First impressions of Azul's former menu?

Before I came, I did my tasting. I thought the food was delicious. The service was impeccable -- very similar to what I had in San Francisco and New York.

Really? You're telling the truth? That's often a stretch here...

Yes. I thought the service was great.

I wasn't commenting on Azul in particular, but Miami isn't known for its top-notch service. What else do you think of our dining scene?

The vibe in Miami very fun. It's a very happening city. People like to have fun, be outside, eat outdoors. It reminds me of Sydney.

What would you eat if you could have one last meal?

I like tacos. They're easy to eat; it's to go...

You're going to have a tough time finding a quality taco here. How about if you were going to cook your last meal?

I believe in experience. It makes things go a long way. I would have it with my family on the beach, at home with friends. Maybe my dad's barbecue. Dining is not just about food -- it's about service, it's about the area, the garden you walk through...

What was your most memorable meal?

I had a great experience in Kyoto.

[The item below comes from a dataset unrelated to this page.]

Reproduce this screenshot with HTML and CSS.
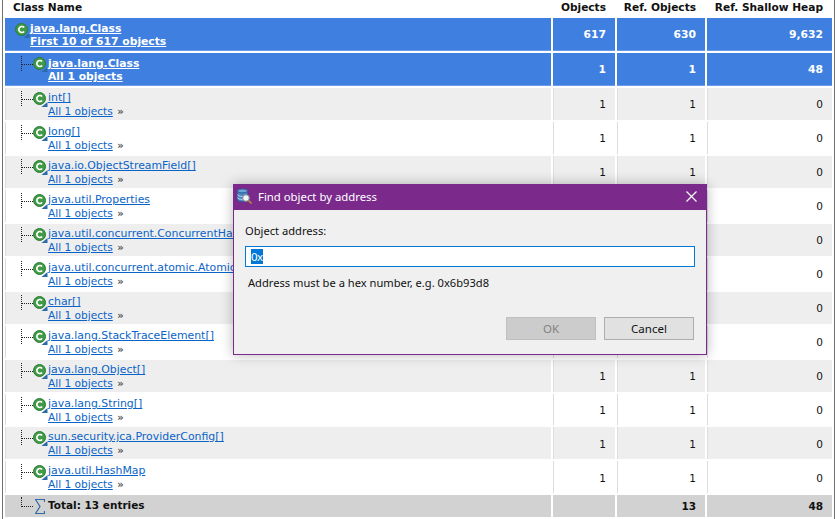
FILE: index.html
```html
<!DOCTYPE html>
<html lang="en">
<head>
<meta charset="utf-8">
<title>Find object by address</title>
<link rel="stylesheet" href="styles.css">
</head>
<body>
<svg class="defs" width="0" height="0" aria-hidden="true">
  <symbol id="cls" viewBox="0 0 16 16">
    <path d="M8.500 15L14.500 10v5z" fill="#2a6aa8"/>
    <circle cx="6.500" cy="6.500" r="6" fill="#3f9b45" stroke="#2d7a35"/>
    <path d="M9.100 4.500A3 3 0 1 0 9.100 8.500" fill="none" stroke="#fff" stroke-width="1.700"/>
  </symbol>
</svg>
<main class="table">
  <div class="row head">
    <div class="cell name">Class Name</div><div class="cell num">Objects</div><div class="cell num">Ref. Objects</div><div class="cell num">Ref. Shallow Heap</div>
  </div>
  <div class="row sel">
    <div class="cell name"><div class="entry root"><svg class="ic"><use href="#cls"/></svg><div class="txt"><a>java.lang.Class</a><a>First 10 of 617 objects</a></div></div></div>
    <div class="cell num">617</div><div class="cell num">630</div><div class="cell num">9,632</div>
  </div>
  <div class="row sel">
    <div class="cell name"><div class="entry"><i class="tree"></i><svg class="ic"><use href="#cls"/></svg><div class="txt"><a>java.lang.Class</a><a>All 1 objects</a></div></div></div>
    <div class="cell num">1</div><div class="cell num">1</div><div class="cell num">48</div>
  </div>
  <div class="row alt">
    <div class="cell name"><div class="entry"><i class="tree"></i><svg class="ic"><use href="#cls"/></svg><div class="txt"><a>int[]</a><span><a>All 1 objects</a> <b>»</b></span></div></div></div>
    <div class="cell num">1</div><div class="cell num">1</div><div class="cell num">0</div>
  </div>
  <div class="row">
    <div class="cell name"><div class="entry"><i class="tree"></i><svg class="ic"><use href="#cls"/></svg><div class="txt"><a>long[]</a><span><a>All 1 objects</a> <b>»</b></span></div></div></div>
    <div class="cell num">1</div><div class="cell num">1</div><div class="cell num">0</div>
  </div>
  <div class="row alt">
    <div class="cell name"><div class="entry"><i class="tree"></i><svg class="ic"><use href="#cls"/></svg><div class="txt"><a>java.io.ObjectStreamField[]</a><span><a>All 1 objects</a> <b>»</b></span></div></div></div>
    <div class="cell num">1</div><div class="cell num">1</div><div class="cell num">0</div>
  </div>
  <div class="row">
    <div class="cell name"><div class="entry"><i class="tree"></i><svg class="ic"><use href="#cls"/></svg><div class="txt"><a>java.util.Properties</a><span><a>All 1 objects</a> <b>»</b></span></div></div></div>
    <div class="cell num">1</div><div class="cell num">1</div><div class="cell num">0</div>
  </div>
  <div class="row alt">
    <div class="cell name"><div class="entry"><i class="tree"></i><svg class="ic"><use href="#cls"/></svg><div class="txt"><a>java.util.concurrent.ConcurrentHas</a><span><a>All 1 objects</a> <b>»</b></span></div></div></div>
    <div class="cell num">1</div><div class="cell num">1</div><div class="cell num">0</div>
  </div>
  <div class="row">
    <div class="cell name"><div class="entry"><i class="tree"></i><svg class="ic"><use href="#cls"/></svg><div class="txt"><a>java.util.concurrent.atomic.Atomic</a><span><a>All 1 objects</a> <b>»</b></span></div></div></div>
    <div class="cell num">1</div><div class="cell num">1</div><div class="cell num">0</div>
  </div>
  <div class="row alt">
    <div class="cell name"><div class="entry"><i class="tree"></i><svg class="ic"><use href="#cls"/></svg><div class="txt"><a>char[]</a><span><a>All 1 objects</a> <b>»</b></span></div></div></div>
    <div class="cell num">1</div><div class="cell num">1</div><div class="cell num">0</div>
  </div>
  <div class="row">
    <div class="cell name"><div class="entry"><i class="tree"></i><svg class="ic"><use href="#cls"/></svg><div class="txt"><a>java.lang.StackTraceElement[]</a><span><a>All 1 objects</a> <b>»</b></span></div></div></div>
    <div class="cell num">1</div><div class="cell num">1</div><div class="cell num">0</div>
  </div>
  <div class="row alt">
    <div class="cell name"><div class="entry"><i class="tree"></i><svg class="ic"><use href="#cls"/></svg><div class="txt"><a>java.lang.Object[]</a><span><a>All 1 objects</a> <b>»</b></span></div></div></div>
    <div class="cell num">1</div><div class="cell num">1</div><div class="cell num">0</div>
  </div>
  <div class="row short-row">
    <div class="cell name"><div class="entry"><i class="tree"></i><svg class="ic"><use href="#cls"/></svg><div class="txt"><a>java.lang.String[]</a><span><a>All 1 objects</a> <b>»</b></span></div></div></div>
    <div class="cell num">1</div><div class="cell num">1</div><div class="cell num">0</div>
  </div>
  <div class="row alt low">
    <div class="cell name"><div class="entry"><i class="tree"></i><svg class="ic"><use href="#cls"/></svg><div class="txt"><a>sun.security.jca.ProviderConfig[]</a><span><a>All 1 objects</a> <b>»</b></span></div></div></div>
    <div class="cell num">1</div><div class="cell num">1</div><div class="cell num">0</div>
  </div>
  <div class="row low">
    <div class="cell name"><div class="entry"><i class="tree"></i><svg class="ic"><use href="#cls"/></svg><div class="txt"><a>java.util.HashMap</a><span><a>All 1 objects</a> <b>»</b></span></div></div></div>
    <div class="cell num">1</div><div class="cell num">1</div><div class="cell num">0</div>
  </div>
  <div class="row total">
    <div class="cell name"><div class="entry"><i class="tree short"></i><svg class="sigma" viewBox="0 0 10 15"><path d="M9.500 3V.5H.5L5 7.500.5 14.500h9V12" fill="none" stroke="#2f6aa6" stroke-width="1.200"/></svg><strong>Total: 13 entries</strong></div></div>
    <div class="cell num"></div><div class="cell num">13</div><div class="cell num">48</div>
  </div>
</main>
<section class="dialog" role="dialog" aria-label="Find object by address">
  <header class="titlebar">
    <svg class="appicon" viewBox="0 0 16 16">
      <ellipse cx="6.500" cy="3" rx="5" ry="2" fill="#6fa4d8" stroke="#2b5f9a" stroke-width=".8"/>
      <path d="M1.500 3v8.500c0 1.100 2.200 2 5 2s5-.9 5-2V3c0 1.100-2.200 2-5 2s-5-.9-5-2z" fill="#4d86c4" stroke="#2b5f9a" stroke-width=".8"/>
      <path d="M1.500 6.500c0 1.100 2.200 2 5 2M1.500 9.500c0 1.100 2.200 2 5 2" fill="none" stroke="#cfe3f5" stroke-width=".8"/>
      <circle cx="10" cy="10" r="3.300" fill="#eef5fb" stroke="#8c8c8c"/>
      <path d="M12.500 12.500l3 3" stroke="#b5893c" stroke-width="1.600"/>
    </svg>
    <h1>Find object by address</h1>
    <svg class="close" viewBox="0 0 11 11"><path d="M.5.5l10 10M10.500.5l-10 10" stroke="#fff" stroke-width="1.200" fill="none"/></svg>
  </header>
  <div class="dlgbody">
    <label class="lbl">Object address:</label>
    <div class="input"><span class="selected">0x</span></div>
    <p class="msg">Address must be a hex number, e.g. 0x6b93d8</p>
    <div class="btns">
      <button class="btn off">OK</button>
      <button class="btn">Cancel</button>
    </div>
  </div>
</section>
</body>
</html>
```
FILE: styles.css
```css
* { box-sizing: border-box; }
html, body { margin: 0; height: 100%; }
body { width: 837px; height: 519px; overflow: hidden; background: #fff; position: relative; font-family: "DejaVu Sans", sans-serif; }
.defs { position: absolute; }
.table {
  height: 519px; margin-left: 2px; width: 833px;
  border-left: 1px solid #707070; border-right: 1px solid #707070;
  padding-left: 2px; padding-right: 1px;
  display: flex; flex-direction: column; gap: 2px;
  font-size: 10.5px; color: #111;
}
.row { display: grid; grid-template-columns: 546px 62px 88px 125px; column-gap: 2px; height: 32px; flex: none; }
.cell { background: #fff; box-shadow: inset 1px 0 0 #ddd; }
.num { padding-right: 9px; display: flex; align-items: center; justify-content: flex-end; }
.alt .cell { background: #eee; }
.low .num { padding-top: 1px; }
.head { height: 16px; }
.head .cell { background: #fff; box-shadow: none; font-weight: bold; font-size: 10.600px; line-height: 14px; }
.head .name { padding-left: 8px; }
.head .num { align-items: flex-start; }
.sel { height: 33px; }
.sel .cell { background: #3f7fdf; color: #fff; font-weight: bold; font-size: 10.750px; box-shadow: none; border-bottom: 1px solid #6b9be6; }
.sel a { color: #fff; font-weight: bold; }
.total .cell { background: #d2d2d2; font-weight: bold; box-shadow: none; }
.total { height: 22px; }
.short-row { height: 31px; }
.entry { display: flex; align-items: flex-start; padding-left: 16px; height: 100%; }
.root { padding-left: 10px; }
.tree { width: 12px; height: 15px; margin-top: 3px; flex: none; border-left: 1px dotted #222; position: relative; }
.tree::after { content: ""; position: absolute; left: 0; right: 0; top: 8px; border-top: 1px dotted #222; }
.tree.short { height: 10px; margin-top: 2px; }
.tree.short::after { top: 9px; }
.ic { width: 16px; height: 16px; margin-top: 4px; flex: none; }
.root .ic { margin-top: 5px; }
.txt { display: flex; flex-direction: column; line-height: 14px; margin-left: -1px; padding-top: 3px; white-space: nowrap; font-size: 10.900px; }
.txt > a:first-child { height: 13px; }
.sel .txt { padding-top: 4px; font-size: 10.750px; }
.txt span { font-size: 10.600px; }
a { color: #0a64c8; text-decoration: underline; }
.txt b { color: #555; font-weight: bold; font-size: 10px; margin-left: 1px; }
.sigma { width: 10px; height: 15px; margin: 4px 3px 0 2px; flex: none; }
.entry strong { margin-top: 4px; }
.dialog {
  position: absolute; left: 233px; top: 184px; width: 474px; height: 171px;
  background: #f0f0f0; border: 1px solid #7b2a8c;
  box-shadow: 0 0 12px rgba(0,0,0,.28);
  font-family: "Noto Sans", sans-serif; font-size: 11.150px; color: #111;
  display: flex; flex-direction: column;
}
.titlebar { height: 26px; flex: none; background: #7b2a8c; display: flex; align-items: center; padding: 0 10px 2px 3px; color: #fff; margin: -1px -1px 0; }
.appicon { width: 16px; height: 16px; flex: none; }
.titlebar h1 { margin: 0 0 0 6px; font: inherit; font-size: 11.350px; flex: 1; }
.close { width: 11px; height: 11px; flex: none; }
.dlgbody { flex: 1; padding: 13px 11px 0 11px; display: flex; flex-direction: column; }
.lbl { line-height: 16px; }
.input { height: 21px; margin-top: 7px; background: #fff; border: 1px solid #0078d7; padding: 2px 0 0 5px; }
.selected { display: inline-block; height: 15px; line-height: 15px; background: #0078d7; color: #fff; font-size: 11.500px; letter-spacing: -.6px; vertical-align: top; padding-right: 1px; }
.msg { margin: 8px 0 0 3px; line-height: 16px; }
.btns { display: flex; justify-content: flex-end; gap: 8px; margin: 26px 1px 0 0; }
.btn { width: 90px; height: 23px; padding: 0; background: #e1e1e1; border: 1px solid #adadad; font: inherit; font-size: 11.500px; color: #111; }
.btn.off { background: #ccc; border-color: #bfbfbf; color: #838383; }
```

I went to this kaiseki meal -- it literally takes up to 6 hours. You sit in the Japanese garden, you have tea, you bite, you enjoy, you sit in the tatami rooms, then more tea comes, and the next thing you know you've had 36 courses. It was during cherry blossoms. There was a river. So surreal. It felt like I was in Disneyland for foodies.

What is the least favorite that ever passed your lips?

I may not have enjoyed it, but I respected the process. There was one I couldn't stomach--it was fermented sea cucumber paste. It was gnarly.

What style of cooking are you least familiar with?

There's a lot of stuff that I've attempted but I'd like to master. I love Vietnamese food, I love Thai food, Southeast Asian food... I'd like to master it. I love the aspect of sweet, spicy and acidic. I really like those flavors. They really get me going.

What dish is on too many American or global menus?


What do you suspect is going to be your biggest challenge as you get Miamified?

The traffic is bad here! I thought L.A. traffic was bad...

Ha. No, I meant regarding the food scene.

Portion size is a big one for me. I've seen really big portions. I thought the opposite here because I perceived Miamians to be health conscious. I might have been wrong. I see a lot of heavy dishes. I'm not against it, but I'm surprised... because of the heat.

What's next for you?

I want to do something great for the city. We're gonna be doing some television appearances, James Beard in June or July.

Is that your first one?

It's my third one. And there's a Conde Nast cafeteria so we'll be doing that. We'll see.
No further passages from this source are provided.